In her new movie The High Note, Tracee Ellis Ross plays a high-strung, high-maintenance pop diva who wants to get back in the game. “In the history of music, only five women over 40 have ever had a No. 1 hit,” Ross’s Grace Davis laments, anticipating her label’s underestimation of a woman in the middle of her career. “And only one of them was black.” In reality, there were two black women over 40 with No. 1’s on the Billboard Hot 100 around the time the script for The High Note was written: Aretha Franklin and Tina Turner. And Mariah Carey’s record-demolishing No. 1 “All I Want For Christmas Is You” made her the third to accomplish the feat last December (likely after the movie was shot). At “49” glorious years old, the continued popularity of the singer’s 1996 holiday song made her the first artist to have a No. 1 in each of the past four decades, the artist with the highest number of No. 1’s (19, dahhling), and the oldest black woman to chart that high. The High Note noticed the lack of middle-aged women, but couldn’t have predicted that stans would storm the charts for a 26-year-old song.
Probably because it had been years since such a thing happened. In 2016, Sia joined the ranks with “Cheap Thrills” at 40 years and 7 months old. Sixteen years prior, a 42-year-old Madonna reached No. 1 status with “Music.” Just before that, Cher topped it with “Believe” in 1999, at 52. And Bette Midler soared to No. 1 with “Wind Beneath My Wings” when she was 43 years old in 1989. It was as long ago as 1987 when 45-year-old Aretha Franklin ascended for “I Knew You Were Waiting For Me,” after Tina Turner hit No. 1 in 1984 with “What’s Love Got to Do With It?” at a stunning 44.
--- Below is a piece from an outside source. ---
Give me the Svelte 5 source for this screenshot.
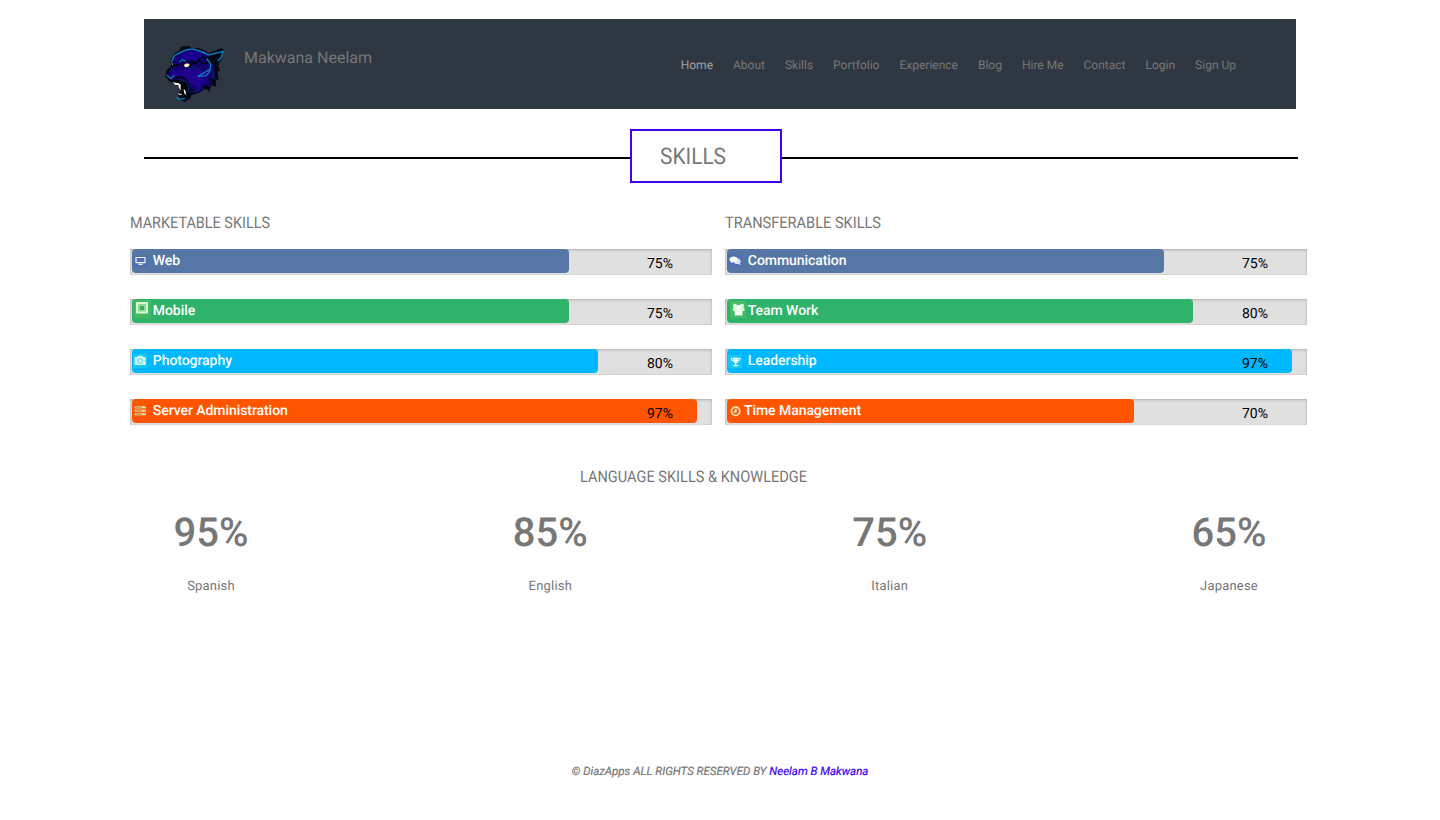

Men, you can probably guess, don’t have as severe an issue. Four men over 40 have snagged a No. 1 in just the four years since Sia’s hit: DJ Khaled and Daddy Yankee both got No. 1’s in 2017 for “I’m the One” and “Despacito,” respectively, while Bradley Cooper and Billy Ray Cyrus each got one for “Shallow” and “Old Town Road (Remix)” last year. In that same time, it took a reliable holiday song and a concentrated social-media campaign to get one woman over 40 to reach the same height. And who knows when the next one will happen organically? The High Note points out a gap in representation on the charts and illustrates Hollywood’s long-standing problem with women “of a certain age.” While divas like Mariah Carey, Cher, Missy Elliot, and Stevie Nicks will always dominate popular music, The High Note wants you to show them some respect on the charts, too. If worst comes to worst, Beyoncé turns 40 in two years. She’ll show them what’s up.